Barbra tem muito controle sobre a própria vida, na independência psíquica das pessoas psicoanalisadas. Por exemplo, é difícil achar imagens na internet de Barbra sem direito autoral, pois esta busca ter o direito de reprodução de cada foto sua. Uma insegurança, talvez pela diva não se achar das mais belas e, mesmo psicoanalisada, tem problemas em relação à própria aparência. Conheço pessoas que acham Barbra um tribufu; outras, consideram-na uma “feia bonita”, ou seja, um charme interessante, não nos clássicos padrões de beleza, mas num encanto único, como seu grande nariz, responsável pela soberba voz nasalada, equivalendo a uma orquestra inteira. Em Funny Girl, na hora da personagem de Barbra interpretar a canção The Most Beautiful Bride in the World, ou seja, A Noiva Mais Bela do Mundo, a personagem trata de ousar e mudar um pouco o roteiro, aparecendo inesperadamente no palco com uma irreverente barriga de grávida, transgredindo comicamente. Numa metalinguagem, pois é monstro de teatro falando de monstro de teatro.

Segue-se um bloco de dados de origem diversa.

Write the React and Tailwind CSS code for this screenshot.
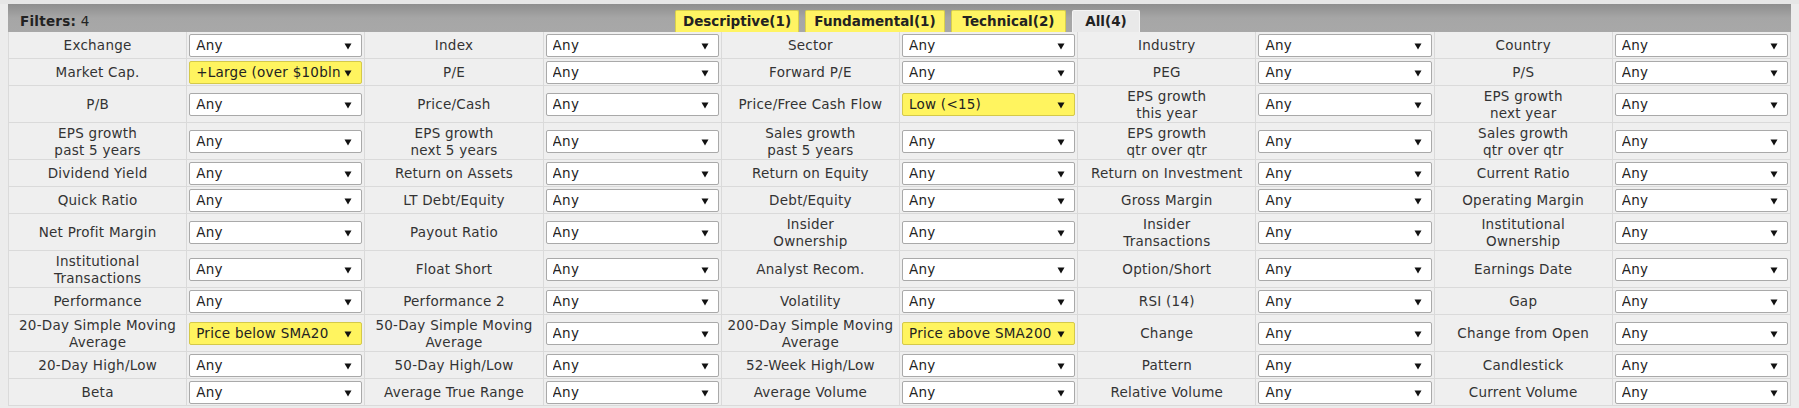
const rows = [
  [
    [["Exchange"], "Any"],
    [["Index"], "Any"],
    [["Sector"], "Any"],
    [["Industry"], "Any"],
    [["Country"], "Any"],
  ],
  [
    [["Market Cap."], "+Large (over $10bln)", true],
    [["P/E"], "Any"],
    [["Forward P/E"], "Any"],
    [["PEG"], "Any"],
    [["P/S"], "Any"],
  ],
  [
    [["P/B"], "Any"],
    [["Price/Cash"], "Any"],
    [["Price/Free Cash Flow"], "Low (<15)", true],
    [["EPS growth", "this year"], "Any"],
    [["EPS growth", "next year"], "Any"],
  ],
  [
    [["EPS growth", "past 5 years"], "Any"],
    [["EPS growth", "next 5 years"], "Any"],
    [["Sales growth", "past 5 years"], "Any"],
    [["EPS growth", "qtr over qtr"], "Any"],
    [["Sales growth", "qtr over qtr"], "Any"],
  ],
  [
    [["Dividend Yield"], "Any"],
    [["Return on Assets"], "Any"],
    [["Return on Equity"], "Any"],
    [["Return on Investment"], "Any"],
    [["Current Ratio"], "Any"],
  ],
  [
    [["Quick Ratio"], "Any"],
    [["LT Debt/Equity"], "Any"],
    [["Debt/Equity"], "Any"],
    [["Gross Margin"], "Any"],
    [["Operating Margin"], "Any"],
  ],
  [
    [["Net Profit Margin"], "Any"],
    [["Payout Ratio"], "Any"],
    [["Insider", "Ownership"], "Any"],
    [["Insider", "Transactions"], "Any"],
    [["Institutional", "Ownership"], "Any"],
  ],
  [
    [["Institutional", "Transactions"], "Any"],
    [["Float Short"], "Any"],
    [["Analyst Recom."], "Any"],
    [["Option/Short"], "Any"],
    [["Earnings Date"], "Any"],
  ],
  [
    [["Performance"], "Any"],
    [["Performance 2"], "Any"],
    [["Volatility"], "Any"],
    [["RSI (14)"], "Any"],
    [["Gap"], "Any"],
  ],
  [
    [["20-Day Simple Moving", "Average"], "Price below SMA20", true],
    [["50-Day Simple Moving", "Average"], "Any"],
    [["200-Day Simple Moving", "Average"], "Price above SMA200", true],
    [["Change"], "Any"],
    [["Change from Open"], "Any"],
  ],
  [
    [["20-Day High/Low"], "Any"],
    [["50-Day High/Low"], "Any"],
    [["52-Week High/Low"], "Any"],
    [["Pattern"], "Any"],
    [["Candlestick"], "Any"],
  ],
  [
    [["Beta"], "Any"],
    [["Average True Range"], "Any"],
    [["Average Volume"], "Any"],
    [["Relative Volume"], "Any"],
    [["Current Volume"], "Any"],
  ],
];

const tabs = [
  { name: "Descriptive(1)", w: "w-[124px]" },
  { name: "Fundamental(1)", w: "w-[140px]" },
  { name: "Technical(2)", w: "w-[115px]" },
  { name: "All(4)", w: "w-[68px]", active: true },
];

function Arrow() {
  return (
    <svg width="8" height="8" viewBox="0 0 8 8" className="shrink-0">
      <path d="M0.5 1.5 L7.5 1.5 L4 7.5 Z" fill="#111" />
    </svg>
  );
}

function FakeSelect({ value, active }) {
  return (
    <div
      className={`flex h-[23px] w-full items-center rounded-[2px] border pl-[6px] pr-[9px] ${
        active
          ? "border-[#d4c94a] bg-[#fff45f]"
          : "border-[#a9a9a9] bg-white"
      }`}
    >
      <span className="min-w-0 flex-1 overflow-hidden whitespace-nowrap text-[#222]">
        {value}
      </span>
      <span className="ml-[3px]">
        <Arrow />
      </span>
    </div>
  );
}

export default function App() {
  return (
    <div className="h-[408px] w-[1799px] overflow-hidden bg-[#ececec] font-['DejaVu_Sans',Verdana,sans-serif] text-[13.5px] tracking-[0.25px] text-[#333]">
      <div className="h-[4px] bg-[#e6e6e6]" />
      <div className="mx-[8px] flex h-[28px] bg-gradient-to-b from-[#8e8e8e] via-[#a6a6a6] to-[#a8a8a8]">
        <div className="flex flex-1 items-center pl-[12px] pt-[6px] text-[#222]">
          <b>Filters:</b>&nbsp;4
        </div>
        <div className="flex items-end gap-[6px] pl-[4px]">
          {tabs.map((t) => (
            <div
              key={t.name}
              className={`flex h-[22px] items-center justify-center rounded-t-[2px] border border-b-0 font-bold tracking-[0px] text-[#222] ${t.w} ${
                t.active
                  ? "border-[#f4f4f4] bg-[#e9e9e9]"
                  : "border-[#d8cf4c] bg-[#fff463]"
              }`}
            >
              {t.name}
            </div>
          ))}
        </div>
        <div className="flex-1" />
      </div>
      <div className="mx-[8px] border-l border-[#dadada] bg-[#efefef]">
        {rows.map((row, ri) => (
          <div key={ri} className="grid grid-cols-10">
            {row.map(([label, value, active], ci) => [
              <div
                key={`l${ci}`}
                className="flex flex-col items-center justify-center border-b border-r border-[#dadada] px-[2px] pb-[1px] pt-[2px] text-center leading-[16.5px]"
              >
                {label.map((l) => (
                  <span key={l} className="whitespace-nowrap">
                    {l}
                  </span>
                ))}
              </div>,
              <div
                key={`s${ci}`}
                className="flex items-center border-b border-r border-[#dadada] px-[2px] pb-[1px] pt-[2px]"
              >
                <FakeSelect value={value} active={active} />
              </div>,
            ])}
          </div>
        ))}
      </div>
    </div>
  );
}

A mãe de Barbra, quando esta era jovem, dizia que Barbra teria dificuldades em obter um marido, pois a jovem judia era nariguda e estrábica. Como é característica das grandes pessoas, Barbra venceu todas as vicissitudes da baixa autoestima e se tornou uma pessoa adulta e madura, sendo sinônimo de excelência, quando ouvimos frases do tipo O Fulano é a Barbra Streisand da Arquitetura, ou O Beltrano é a Barbra Streisand da Propaganda. E a diva disse em entrevista que Sucesso é ter um melão inteiro à disposição mas só comer um pedaço deste. Barbra fala de como é ser uma celebridade, envelhecendo publicamente, mas, como a própria já disse, algumas coisas melhoram com a idade.

Ok, Barbra não tem muito estilo, como em uma recente aparição pública, em que vestiu uma roupa medonha que fazia referência aos anos 70, época que a diva amou viver. Mas existe uma celebridade, cujo nome não mencionarei, que esbanja estilo mas tem uma voz quilômetros pior do que a de Barbra. Encantando gerações diferentes, Barbra é apreciada por mim e pelos meus pais, e, ao que tudo indica, entrará para a História com uma das principais vozes de nosso tempo.

Não devemos culpar quem escreve “Barbara” ao invés de “Barbra”, pois a diva é, ironicamente, bárbara. E há um fato engraçado, pois já foi dito inúmeras vezes que a top brasileira Mariana Weickert parece-se com a Barbra na juventude desta. Um narigão para lá de charmoso. Nunca ouvimos falar que beleza não põe à mesa?